As well as posing a long-term competitive threat, the rising tide of over-the-top (OTT) alternatives to pay-TV programming may be providing benefits to pay-TV service providers, according to new market research from TNS. “The quantity and diversity of video content entering the home via paid programming sources appears to be growing, resulting in healthy demand for the industry as a whole,” TNS states in a press release.
Over the past year, about one in six pay-TV subscribers (16 percent) adjusted their level of video service by either upgrading to a higher tier or downgrading to a lower tier. Pay-TV households that also stream content via the Internet are more than twice as likely – 25 percent compared to 12 percent – as non-streaming households to have changed their pay-TV service level, according to TNS’s latest quarterly survey of nearly 25,000 U.S. households, which was conducted by ReQuest.
Propensity to Upgrade Pay TV
Streaming households are more likely to upgrade (16 percent vs. 6 percent) as well as to downgrade their pay-TV service levels (9 percent vs. 6 percent). “Moreover, service upgrades are considerably more common than downgrades among those streaming households,” according to TNS.
“These findings suggest that streaming is contributing to an overall rise in consumer appetite – and demand – for video content, instead of simply stealing a finite share of Pay-TV programming,” highlighted TNS Vice President Frank Perazzini.
“Growth in the frequency of service upgrades is being driven almost entirely by households that also consume streaming video, leading to stronger ARPU performance by cable, satellite, and fiber television providers.”
Streamers that adjust their pay-TV service levels tend to be younger, particularly those who upgrade, TNS notes.

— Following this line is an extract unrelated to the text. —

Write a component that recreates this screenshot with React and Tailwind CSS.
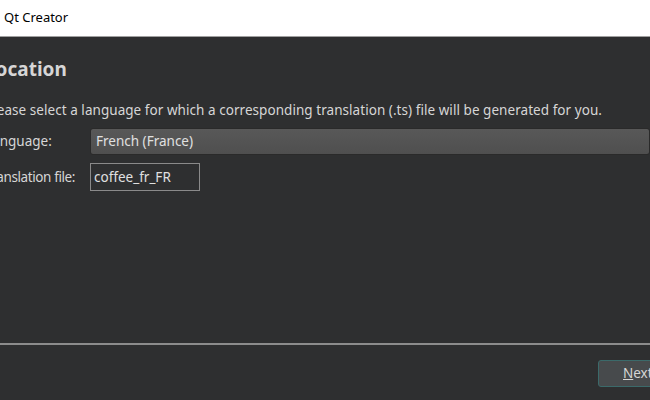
import React from 'react';

export default function App() {
  const font = { fontFamily: '"Segoe UI", "Noto Sans", "Open Sans", sans-serif' };
  return (
    <div className="w-[650px] h-[400px] overflow-hidden bg-[#2e2f30] flex flex-col" style={font}>
      {/* title bar */}
      <div className="h-[37px] bg-white border-b border-[#a0a0a0] flex items-center pl-[4px] shrink-0">
        <span className="text-[13px] text-black">Qt Creator</span>
      </div>

      {/* page */}
      <div className="flex-1 flex flex-col ml-[-15px] text-[#d6d6d6]">
        <h1 className="mt-[20px] text-[19px] font-bold leading-[24px] text-[#d6d6d6]">Location</h1>
        <p className="mt-[20px] text-[13.5px] leading-[18px] whitespace-nowrap tracking-[0.05px]">
          Please select a language for which a corresponding translation (.ts) file will be generated for you.
        </p>
        <div className="mt-[9px] flex flex-col gap-[8px]">
          <div className="flex items-center">
            <span className="w-[105px] shrink-0 text-[13.5px]">Language:</span>
            <div className="flex-1 h-[27px] rounded-[3px] border border-[#2a2a2a] bg-gradient-to-b from-[#585858] to-[#4f4f4f] flex items-center px-[5px] text-[13.5px] text-[#e0e0e0]">
              French (France)
            </div>
          </div>
          <div className="flex items-center">
            <span className="w-[105px] shrink-0 text-[13.5px] tracking-[-0.4px] whitespace-nowrap">Translation file:</span>
            <div className="w-[110px] h-[28px] border border-[#8a8a8a] flex items-center px-[3px] text-[13.5px] text-[#e0e0e0]">
              coffee_fr_FR
            </div>
          </div>
        </div>
      </div>

      {/* bottom */}
      <div className="h-[57px] shrink-0 border-t-2 border-[#8c8c8c] flex justify-end items-start pt-[15px] mr-[-40px]">
        <div className="w-[92px] h-[27px] rounded-[3px] border border-[#3b6a6a] bg-[#474a4c] text-[13.5px] text-[#d6d6d6] flex items-center pl-[24px]">
          <span><span className="underline">N</span>ext &gt;</span>
        </div>
      </div>
    </div>
  );
}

Adults under 30 make up less than 20 percent of all pay-TV subscribers with streaming technology in the U.S., but they represent one-third of households that recently bought more channels and/or features from their traditional video provider.
“Younger consumers are especially proactive and indulgent in their viewing habits having come of age in a world of unparalleled variety and choice in video content,” Perazzini commented. “They know what they want, and also how to get it.”
Subscription-based OTT video service providers, such as Amazon and Netflix, are thriving along with free service providers such as YouTube. The percentage of U.S. households that streamed video in the month prior to the survey rose to 34 percent in 3Q 2014 from 30 percent in 3Q 2013 and 27 percent in 3Q 2012, according to TNS data.
Those that paid for streaming video in the month prior to the survey rose to 26 percent in 3Q14 from 23 percent in 3Q13 and 16 percent in 3Q12. The percentage that subscribed to a traditional pay-TV service dropped one percentage point, to 81 percent in 3Q from 82 percent in both 3Q13 and 3Q 2012.
According to TNS, “The spread of streaming video, through both paid and unpaid providers, has so far had minimal impact on the incidence of traditional Pay-TV subscriptions. This implies coexistence – rather than a competition – of video alternatives within many U.S. households.”
That said, “Although this symbiotic relationship between traditional and emerging subscription video providers has mutually benefited both groups, there are portents of change that could further transform the customary business model for video delivery,” Perazzini cautioned.
“In particular, the expansion of higher-speed broadband Internet access has opened doors for streaming video to reach more homes than ever before, and programming providers may move to engage these viewers directly. For example, HBO’s recent announcement of the launch of ‘a la carte’ OTT distribution for their content in 2015 could signal a shakeup among top cable, satellite, and fiber carriers as this strategic shift by a leading programming supplier would dilute one of Pay TV’s primary differentiators, weakening their competitive advantage.”